Here’s to the Special Blend That Makes A Perfect Pub…

David Main mine host of the Stirling Castle and the Overflow. 1979

At your service…David Main mine host of the Stirling Castle and The Overflow. 1979.

How David Struck GOLD under a tenement…

David Main drives a blue Rolls-Royce, DM 55, with the satisfied air of a man who paid £10,000 for a squalid little drinking den 16 years ago and turned it into a gold-plated tavern.

An instinctive publican, with the shrewd eyes of an accountant, he formed an idea then alien to Glasgow drinkers that pubs should be more than stand drink and fall howfs.

His idea became the Stirling Castle, corner-wedged under tenement at the back of the Kelvin Hall, a potpourri of fine food, rich carpets, warmth, real ale, and groomed staff picked for eagle-eyed attention.

Surveying his creation, David admitted: “A good pub is summed up in a four-letter word… work, and a little imagination. But I must be honest. Sixteen years ago I never thought it had that much potential.

All we wanted to do was make it a better pub than it was. “We started with pie and peas, but soon we gradually expanded. I just felt that comfort and food were becoming more and more important as drinking habits changed.

“It’s not enough to have a bar any more you’ve got to have something else, an image, carpet on the floor, food, music, something different. The spit and sawdust has gone, the new laws helped all that, and people are travelling more, seeing different ways of drinking.

The hard drinker will never change, he’ll just drink, but the rest are changing, have changed.” David Main, now 55, went into the pub business because he couldn’t stand and carpets to people on hire-purchase.

He had a dream of cash over the counter, instant service for instant cash, a pub was the only business. Eighteen months ago, in a move the trade said was insane, he bought and re-vamped the pub across the road. He wryly christened his new baby “The Overflow,” and reproduced a composite English Pub. A 1970s version of London’s turn of the century ill met by gaslight inns.

DIFFERENT

“Everyone thought we were mad to go into competition with ourselves,” laughed David. “But I’m not that daft. We had to create something entirely different to the Stirling Castle, a different look different food. So we went for the English idea.

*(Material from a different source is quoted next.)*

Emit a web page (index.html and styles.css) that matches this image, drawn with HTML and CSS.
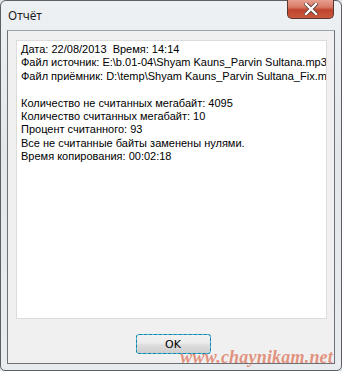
FILE: index.html
```html
<!DOCTYPE html>
<html lang="ru">
<head>
    <meta charset="UTF-8">
    <title>Отчёт</title>
    <link rel="stylesheet" href="styles.css">
</head>
<body>

<div class="window">
    <div class="titlebar">
        <span class="title">Отчёт</span>
        <button class="close-btn" aria-label="Закрыть">
            <svg width="14" height="12" viewBox="0 0 14 12">
                <path d="M2 1 L12 11 M12 1 L2 11" stroke="#5a3a30" stroke-width="4" stroke-linecap="square"/>
                <path d="M2 1 L12 11 M12 1 L2 11" stroke="#ffffff" stroke-width="2.4" stroke-linecap="square"/>
            </svg>
        </button>
    </div>

    <div class="client">
        <div class="memo">
            <p>Дата: 22/08/2013&nbsp; Время: 14:14</p>
            <p>Файл источник: E:\b.01-04\Shyam Kauns_Parvin Sultana.mp3</p>
            <p>Файл приёмник: D:\temp\Shyam Kauns_Parvin Sultana_Fix.mp3</p>
            <p>&nbsp;</p>
            <p>Количество не считанных мегабайт: 4095</p>
            <p>Количество считанных мегабайт: 10</p>
            <p>Процент считанного: 93</p>
            <p>Все не считанные байты заменены нулями.</p>
            <p>Время копирования: 00:02:18</p>
        </div>
        <div class="buttons">
            <button class="ok-btn">OK</button>
        </div>
    </div>

    <span class="watermark">www.chaynikam.net</span>
</div>

</body>
</html>
```

FILE: styles.css
```css
body {
    margin: 0;
    padding: 0;
    background: #dfe3e6;
}
.window {
    position: relative;
    width: 342px;
    height: 371px;
    box-sizing: border-box;
    border: 1px solid #5c6066;
    border-radius: 6px 6px 5px 5px;
    background: linear-gradient(180deg, #eef1f3 0%, #e3e7ea 40%, #e9ecee 100%);
    padding: 0 6px 6px 6px;
    display: flex;
    flex-direction: column;
}
.titlebar {
    height: 29px;
    display: flex;
    align-items: flex-start;
    justify-content: space-between;
}
.title {
    font-family: "Noto Sans", "DejaVu Sans", sans-serif;
    font-size: 12px;
    color: #1e1e1e;
    margin-top: 6px;
    margin-left: 1px;
}
.close-btn {
    width: 47px;
    height: 19px;
    margin-right: 1px;
    margin-top: -1px;
    border: 1px solid #5b3530;
    border-top: none;
    border-radius: 0 0 5px 5px;
    background: linear-gradient(180deg, #e8a090 0%, #d77a66 40%, #c0442e 55%, #c9593f 100%);
    display: flex;
    align-items: center;
    justify-content: center;
    padding: 0;
}
.client {
    flex: 1;
    background: #f0f0f0;
    border: 1px solid #6d7075;
    border-top-color: #9fa3a8;
    display: flex;
    flex-direction: column;
    padding: 9px 7px 0 8px;
}
.memo {
    height: 275px;
    background: #ffffff;
    border: 1px solid #dcdcdc;
    padding: 2px 0 0 4px;
    overflow: hidden;
    white-space: nowrap;
    font-family: "Liberation Sans", Arial, sans-serif;
    font-size: 11px;
    line-height: 13.4px;
    color: #000000;
}
.memo p {
    margin: 0;
}
.buttons {
    display: flex;
    justify-content: center;
    padding-top: 15px;
    padding-left: 3px;
}
.ok-btn {
    width: 75px;
    height: 20px;
    border: 1px solid #3cc3e8;
    border-radius: 3px;
    background: linear-gradient(180deg, #f2f2f2 0%, #ebebeb 45%, #dddddd 55%, #cfcfcf 100%);
    font-family: "DejaVu Sans", sans-serif;
    font-size: 11px;
    color: #000000;
    padding: 0;
    outline: 1px dashed rgba(20, 70, 90, 0.55);
    outline-offset: -1px;
}
.watermark {
    position: absolute;
    right: 8px;
    bottom: 4px;
    font-family: "Liberation Serif", serif;
    font-style: italic;
    font-weight: bold;
    font-size: 18px;
    line-height: 18px;
    letter-spacing: 0.2px;
    color: rgba(222, 120, 95, 0.8);
}
```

Salads, ploughman’s lunches, salamis, open sandwiches, again we went for food, that’s our mark. We get a lot of students in here now, a younger, different clientele to the Stirling Castle and it’s gone through the roof, it’s amazing.”

Across the road, a mixed pin-striped suited bag of lawyers, doctors, architects spill in and out of the lounges and the public bar. Thousands of pounds have been raised for charity in the public bar. Added David: “Just before Christmas we had a quick collection and we gave every old-age pensioner living round here, not customers only, a half-bottle of whisky, a tin of biscuits, and a £5 meat voucher for the butcher’s. That’s what it’s about.

“The customers has to be all-important, whether you feel like it or not you have to say “Yes, sir,’ ‘no, sir,’ three bags full, sir. And after them come a good staff, they make the pub. They back you up all you back them up.

“A good publican needs to mix, make friends with the customers, make them feel welcome. I love that, love doing the mine host bit.”

Grabbing menus listing everything from mussels to T-bone steaks show his food standards. David whirls round: “See you’ve got to give things back to the customers. This business has given us everything we’ve got.

“We’ve worked hard for it, but it’s certainly given me, especially in recent years, a much better standard of living and the chance now not to work as hard as I did.”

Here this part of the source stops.